The indemnification provided shall be from and against expenses (including attorneys' fees), judgments, fines and amounts paid in settlement actually and reasonably incurred by the indemnitee or on the indemnitee's behalf in connection with such action, suit or proceeding and any appeal therefrom, but shall only be provided if the indemnitee acted in good faith and in a manner that the indemnitee reasonably believed to be in or not opposed to the best interests of the Company, and, with respect to any criminal action, suit or proceeding, had no reasonable cause to believe the indemnitee's conduct was unlawful.
In the case of any threatened, pending or completed action or suit by or in the right of the Company to procure a judgment in its favor by reason of the fact that he/she is or was a director, officer, employee or agent of the Company, or while serving as a director or officer of the Company, is or was serving or has agreed to serve at the request of the Company as a director, officer, employee or agent of another corporation, partnership, joint venture, trust, employee benefit plan or other enterprise, no indemnification shall be made in respect of any claim, issue or matter as to which the indemnitee shall have been adjudged to be liable to the Company unless, and only to the extent that, the Nevada courts or the court in which such action or suit was brought shall determine upon application that, despite the adjudication of liability but in view of all the circumstances of the case, the indemnitee is fairly and reasonably entitled to indemnity for such expenses which the Nevada courts or such other court shall deem proper.

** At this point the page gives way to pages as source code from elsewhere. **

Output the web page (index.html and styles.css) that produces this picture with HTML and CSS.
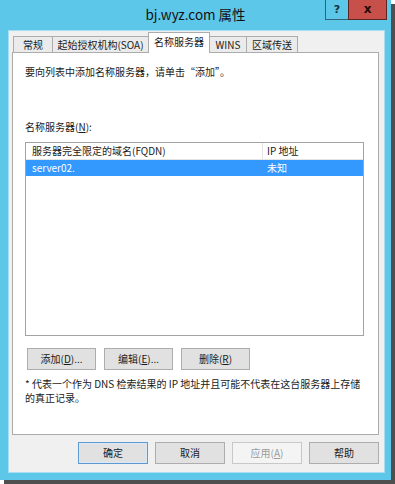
FILE: index.html
```html
<!DOCTYPE html>
<html lang="zh-CN">
<head>
<meta charset="utf-8">
<title>bj.wyz.com 属性</title>
<link rel="stylesheet" href="styles.css">
</head>
<body>
<div class="window">
  <div class="titlebar">
    <div class="tb-spacer"></div>
    <div class="title">bj.wyz.com 属性</div>
    <div class="caption-btns">
      <div class="cbtn cbtn-help">?</div>
      <div class="cbtn cbtn-close">x</div>
    </div>
  </div>
  <div class="client">
    <div class="tabs">
      <div class="tab tab-general">常规</div>
      <div class="tab tab-soa">起始授权机构(SOA)</div>
      <div class="tab tab-ns tab-active">名称服务器</div>
      <div class="tab tab-wins">WINS</div>
      <div class="tab tab-zone">区域传送</div>
    </div>
    <div class="panel">
      <p class="desc">要向列表中添加名称服务器，请单击“添加”。</p>
      <div class="label">名称服务器(<u>N</u>):</div>
      <div class="listview">
        <div class="lv-row lv-head">
          <div class="c1">服务器完全限定的域名(FQDN)</div>
          <div class="c2">IP 地址</div>
        </div>
        <div class="lv-row lv-sel">
          <div class="c1">server02.</div>
          <div class="c2">未知</div>
        </div>
      </div>
      <div class="btnrow">
        <button class="btn btn-sm">添加(<u>D</u>)...</button>
        <button class="btn btn-sm">编辑(<u>E</u>)...</button>
        <button class="btn btn-sm">删除(<u>R</u>)</button>
      </div>
      <p class="note">* 代表一个作为 DNS 检索结果的 IP 地址并且可能不代表在这台服务器上存储<br>的真正记录。</p>
    </div>
    <div class="footer">
      <button class="btn btn-ft btn-default">确定</button>
      <button class="btn btn-ft">取消</button>
      <button class="btn btn-ft btn-disabled">应用(<u>A</u>)</button>
      <button class="btn btn-ft">帮助</button>
    </div>
  </div>
</div>
</body>
</html>
```

FILE: styles.css
```css
html, body {
  margin: 0;
  padding: 0;
  background: #ffffff;
}
body {
  font-family: "Noto Sans CJK SC", "Noto Sans", sans-serif;
  font-size: 10px;
  color: #1a1a1a;
  width: 395px;
  height: 484px;
  overflow: hidden;
}
.window {
  width: 391px;
  height: 480px;
  background: #5dc7e9;
  display: flex;
  flex-direction: column;
  box-shadow: 4px 4px 0 0 #4f4f4f;
}
.titlebar {
  height: 30px;
  flex: none;
  display: flex;
  align-items: flex-start;
  padding-right: 4px;
}
.tb-spacer {
  width: 66px;
  flex: none;
}
.title {
  flex: 1;
  text-align: center;
  font-size: 13.5px;
  line-height: 16px;
  padding-top: 6px;
  color: #111111;
  white-space: nowrap;
}
.caption-btns {
  flex: none;
  display: flex;
  width: 62px;
  height: 20px;
}
.cbtn {
  box-sizing: border-box;
  height: 20px;
  display: flex;
  align-items: center;
  justify-content: center;
  font-weight: bold;
  font-family: "DejaVu Sans", sans-serif;
}
.cbtn-help {
  width: 23px;
  background: #5dc7e9;
  border-left: 1px solid #2f6478;
  border-bottom: 1px solid #2f6478;
  font-size: 11px;
  color: #15303c;
}
.cbtn-close {
  width: 39px;
  background: #c7504a;
  border-left: 1px solid #5e2522;
  border-right: 1px solid #5e2522;
  border-bottom: 1px solid #5e2522;
  font-size: 12px;
  color: #1c0c0b;
  padding-bottom: 2px;
}
.client {
  flex: 1;
  margin: 0 6px 7px 8px;
  border: 1px solid #a9def1;
  background: #f0f0f0;
  padding: 1px 5px 8px 3px;
  display: flex;
  flex-direction: column;
}
.tabs {
  height: 21px;
  display: flex;
  align-items: flex-end;
  padding-left: 1px;
  margin-bottom: -1px;
  position: relative;
  z-index: 1;
}
.tab {
  box-sizing: border-box;
  height: 16px;
  margin-bottom: 1px;
  margin-left: -1px;
  border: 1px solid #acacac;
  border-bottom: none;
  background: #ebebeb;
  text-align: center;
  line-height: 15px;
  white-space: nowrap;
}
.tab-general { width: 40px; margin-left: 0; }
.tab-soa { width: 97px; }
.tab-ns { width: 62px; }
.tab-wins { width: 38px; }
.tab-zone { width: 52px; }
.tab-active {
  height: 21px;
  margin-bottom: 0;
  background: #ffffff;
  position: relative;
  z-index: 2;
  line-height: 17px;
}
.panel {
  flex: 1;
  background: #ffffff;
  border: 1px solid #acacac;
  padding: 12px 12px 0 12px;
}
.desc {
  margin: 0;
  line-height: 14px;
}
.label {
  margin-top: 41px;
  line-height: 14px;
}
.listview {
  margin-top: 8px;
  width: 339px;
  height: 194px;
  box-sizing: border-box;
  border: 1px solid #a3a3a3;
}
.lv-row {
  display: flex;
  height: 16px;
  line-height: 16px;
}
.lv-head {
  border-bottom: 1px solid #e3e3e3;
}
.c1 {
  width: 237px;
  padding-left: 6px;
  box-sizing: border-box;
  white-space: nowrap;
}
.lv-head .c1 {
  border-right: 1px solid #e3e3e3;
}
.c2 {
  flex: 1;
  padding-left: 4px;
  white-space: nowrap;
}
.lv-sel {
  background: #3399ff;
  color: #ffffff;
}
.btnrow {
  display: flex;
  gap: 8px;
  margin-top: 12px;
  margin-left: 2px;
}
.btn {
  font-family: "Noto Sans CJK SC", "Noto Sans", sans-serif;
  font-size: 10px;
  color: #1a1a1a;
  background: #e1e1e1;
  border: 1px solid #adadad;
  height: 22px;
  padding: 0;
  margin: 0;
  line-height: 18px;
}
.btn-sm {
  width: 69px;
}
.note {
  margin: 7px 0 0 0;
  line-height: 14px;
  white-space: nowrap;
}
.footer {
  display: flex;
  justify-content: flex-end;
  gap: 7px;
  margin-top: 7px;
}
.btn-ft {
  width: 70px;
}
.btn-default {
  border-color: #5e9ad0;
  box-shadow: inset 0 0 0 1px #d8e8f6;
}
.btn-disabled {
  background: #f4f4f4;
  border-color: #c8c8c8;
  color: #9a9a9a;
}
```
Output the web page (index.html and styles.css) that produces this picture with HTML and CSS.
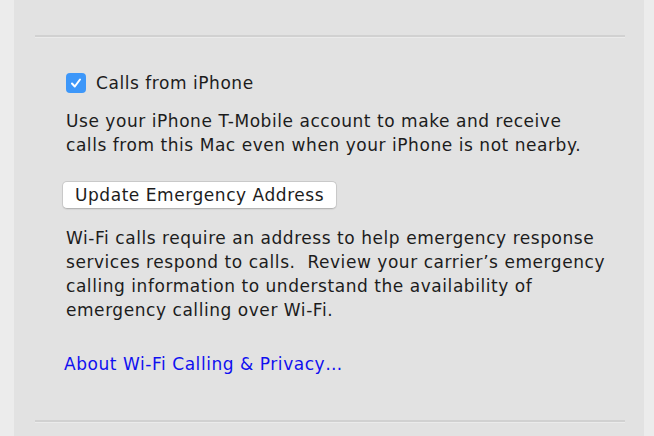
FILE: index.html
```html
<!DOCTYPE html>
<html lang="en">
<head>
  <meta charset="UTF-8">
  <title>Calls from iPhone</title>
  <link rel="stylesheet" href="styles.css">
</head>
<body>
  <div class="panel">
    <div class="divider"></div>

    <div class="section">
      <label class="check-row">
        <span class="checkbox">
          <svg width="12" height="12" viewBox="0 0 12 12">
            <path d="M2 6.5 L4.8 9.5 L10 2.5" fill="none" stroke="#fff" stroke-width="2" stroke-linecap="round" stroke-linejoin="round"/>
          </svg>
        </span>
        Calls from iPhone
      </label>

      <p class="text">Use your iPhone T-Mobile account to make and receive<br>calls from this Mac even when your iPhone is not nearby.</p>

      <button class="btn">Update Emergency Address</button>

      <p class="text note">Wi-Fi calls require an address to help emergency response<br>services respond to calls.&nbsp; Review your carrier’s emergency<br>calling information to understand the availability of<br>emergency calling over Wi-Fi.</p>

      <a class="link" href="#">About Wi-Fi Calling &amp; Privacy…</a>
    </div>

    <div class="divider"></div>
  </div>
</body>
</html>
```

FILE: styles.css
```css
html, body {
  margin: 0;
  padding: 0;
  height: 100%;
}

body {
  background: #ececec;
  font-family: "DejaVu Sans", Verdana, sans-serif;
  font-size: 17px;
  letter-spacing: 0.55px;
  color: #1c1c1c;
  overflow: hidden;
}

.panel {
  margin: 0 10px 0 14px;
  height: 100%;
  background: #e2e2e2;
  padding: 35px 19px 0 21px;
  box-sizing: border-box;
}

.divider {
  border-top: 2px solid #d1d1d1;
  border-bottom: 1px solid #ebebeb;
}

.section {
  padding: 35px 0 44px 31px;
}

.check-row {
  display: flex;
  align-items: center;
  gap: 10px;
  height: 20px;
  line-height: 20px;
}

.checkbox {
  width: 20px;
  height: 20px;
  border-radius: 4px;
  background: #3d97f9;
  display: flex;
  align-items: center;
  justify-content: center;
}

.text {
  margin: 16px 0 0;
  line-height: 24px;
}

.btn {
  display: block;
  margin: 24px 0 0 -4px;
  height: 28px;
  padding: 0 12px;
  font-family: inherit;
  font-size: 17px;
  letter-spacing: inherit;
  color: #1c1c1c;
  background: #fff;
  border: 1px solid #c9c9c9;
  border-bottom-color: #b5b5b5;
  border-radius: 5px;
  box-shadow: 0 1px 1px rgba(0, 0, 0, 0.06);
}

.note {
  margin-top: 17px;
}

.link {
  display: block;
  margin-top: 30px;
  line-height: 24px;
  color: #1010f0;
  text-decoration: none;
  margin-left: -2px;
}
```
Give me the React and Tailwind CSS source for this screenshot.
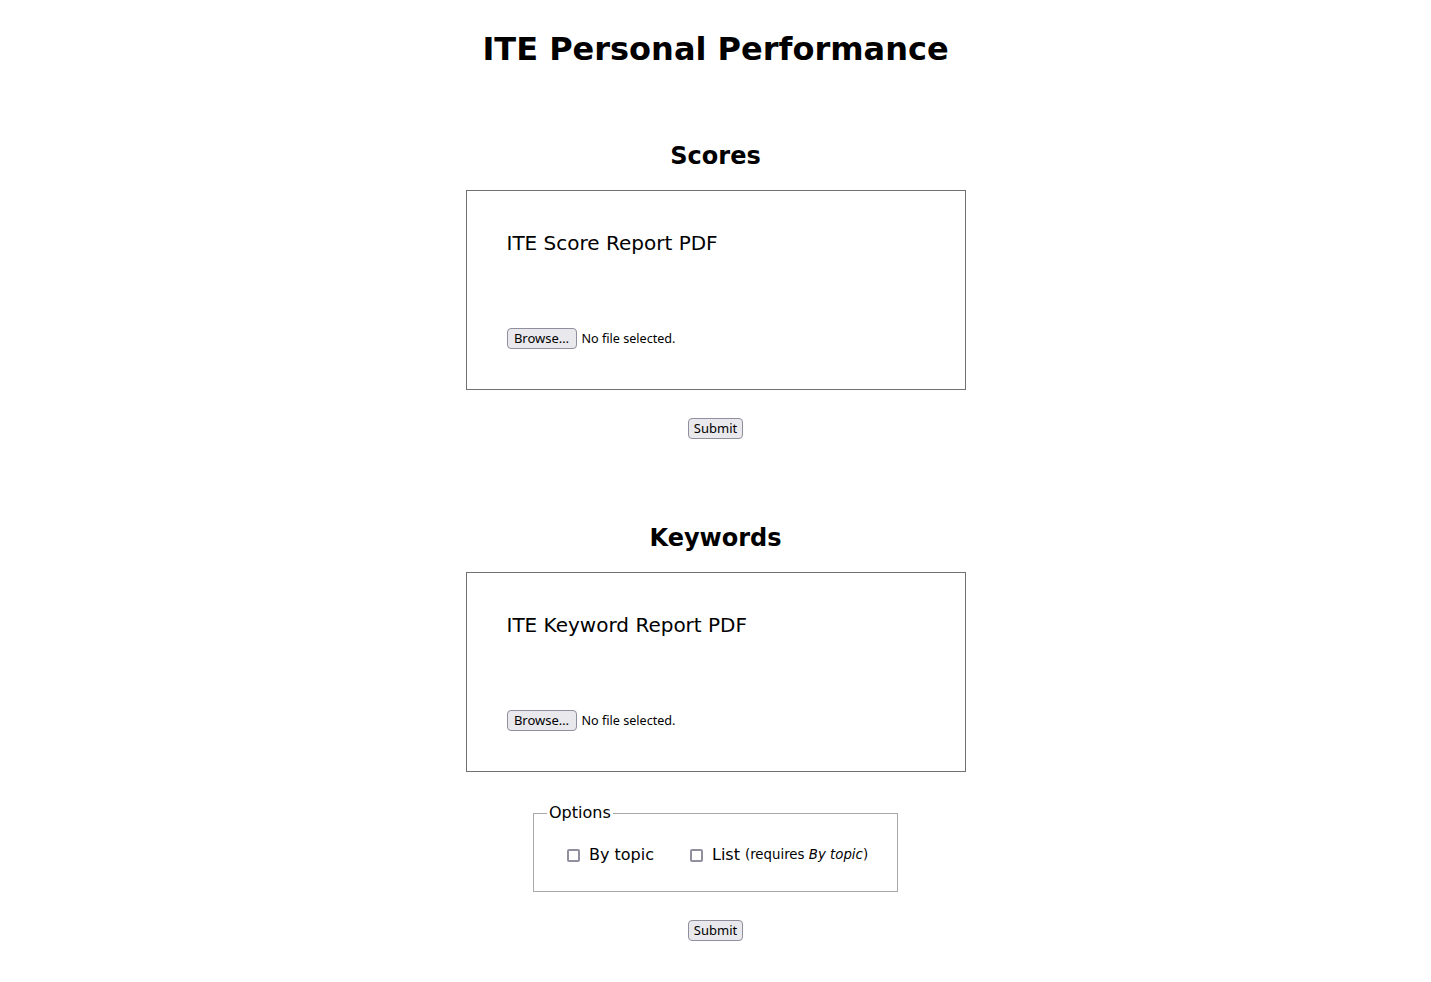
import * as React from "react";

function FileField() {
  return (
    <div className="flex items-center gap-[5px] font-['Noto_Sans',sans-serif] text-[13px] text-black">
      <button
        type="button"
        className="h-[21px] w-[70px] leading-[19px] bg-[#e9e9ed] border border-[#8f8f9d] rounded-[4px] text-center"
      >
        Browse…
      </button>
      <span className="text-[12.6px] leading-[21px]">No file selected.</span>
    </div>
  );
}

function UploadBox({ label }) {
  return (
    <div className="w-[500px] h-[200px] border border-[#707070] pl-[40px] pt-[40px]">
      <label className="block text-[20px] leading-[24px]">{label}</label>
      <div className="mt-[73px]">
        <FileField />
      </div>
    </div>
  );
}

function SubmitButton() {
  return (
    <button
      type="button"
      className="h-[21px] w-[55px] leading-[19px] bg-[#e9e9ed] border border-[#8f8f9d] rounded-[4px] font-['Noto_Sans',sans-serif] text-[13px] text-center"
    >
      Submit
    </button>
  );
}

function Checkbox({ children }) {
  return (
    <label className="flex items-center">
      <input
        type="checkbox"
        className="appearance-none w-[13px] h-[13px] border-2 border-[#8f8f9d] rounded-[2px] bg-white mr-[9px]"
      />
      {children}
    </label>
  );
}

export default function App() {
  return (
    <div className="min-h-screen bg-white text-black font-['DejaVu_Sans',sans-serif] flex flex-col items-center">
      <h1 className="mt-[30px] text-[32px] leading-[38px] font-bold">
        ITE Personal Performance
      </h1>

      <h2 className="mt-[73px] text-[24px] leading-[30px] font-bold">Scores</h2>
      <div className="mt-[19px] flex">
        <UploadBox label="ITE Score Report PDF" />
      </div>
      <div className="mt-[28px] flex">
        <SubmitButton />
      </div>

      <h2 className="mt-[84px] text-[24px] leading-[30px] font-bold">
        Keywords
      </h2>
      <div className="mt-[19px] flex">
        <UploadBox label="ITE Keyword Report PDF" />
      </div>

      <fieldset className="mt-[31px] w-[365px] h-[89px] border border-[#a8a8a8] px-[13px] pb-[10px]">
        <legend className="px-[2px] text-[16px] leading-[20px]">Options</legend>
        <div className="flex items-center gap-[36px] pl-[20px] mt-[22px] text-[16px] leading-[20px]">
          <Checkbox>By topic</Checkbox>
          <Checkbox>
            List
            <small className="ml-[5px] text-[13.33px]">
              (requires <em>By topic</em>)
            </small>
          </Checkbox>
        </div>
      </fieldset>

      <div className="mt-[28px] flex">
        <SubmitButton />
      </div>
    </div>
  );
}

The termination of any action, suit or proceeding by judgment, order, settlement, conviction, or upon a plea of nolo contendere or its equivalent, shall not, of itself, create a presumption that he/she did not act in good faith and in a manner which the indemnitee reasonably believed to be in or not opposed to the best interests of the Company, and, with respect to any criminal action or proceeding, had reasonable cause to believe that the indemnitee's conduct was unlawful.
To the extent that indemnification for liabilities arising under the Securities Act may be permitted to directors, officers or persons controlling our company pursuant to the foregoing provisions, we have been informed that, in the opinion of the SEC, such indemnification is against public policy as expressed in the Securities Act and is therefore unenforceable. If a claim for indemnification against such liabilities (other than the payment by us of expenses incurred or paid by a director, officer or controlling person of our company in the successful defense of any action, suit or proceeding) is asserted by any of our directors, officers or controlling persons in connection with the securities being registered, we will, unless in the opinion of our counsel the matter has been settled by controlling precedent, submit to a court of appropriate jurisdiction the question whether such indemnification by us is against public policy as expressed in the Securities Act and will be governed by the final adjudication of that issue.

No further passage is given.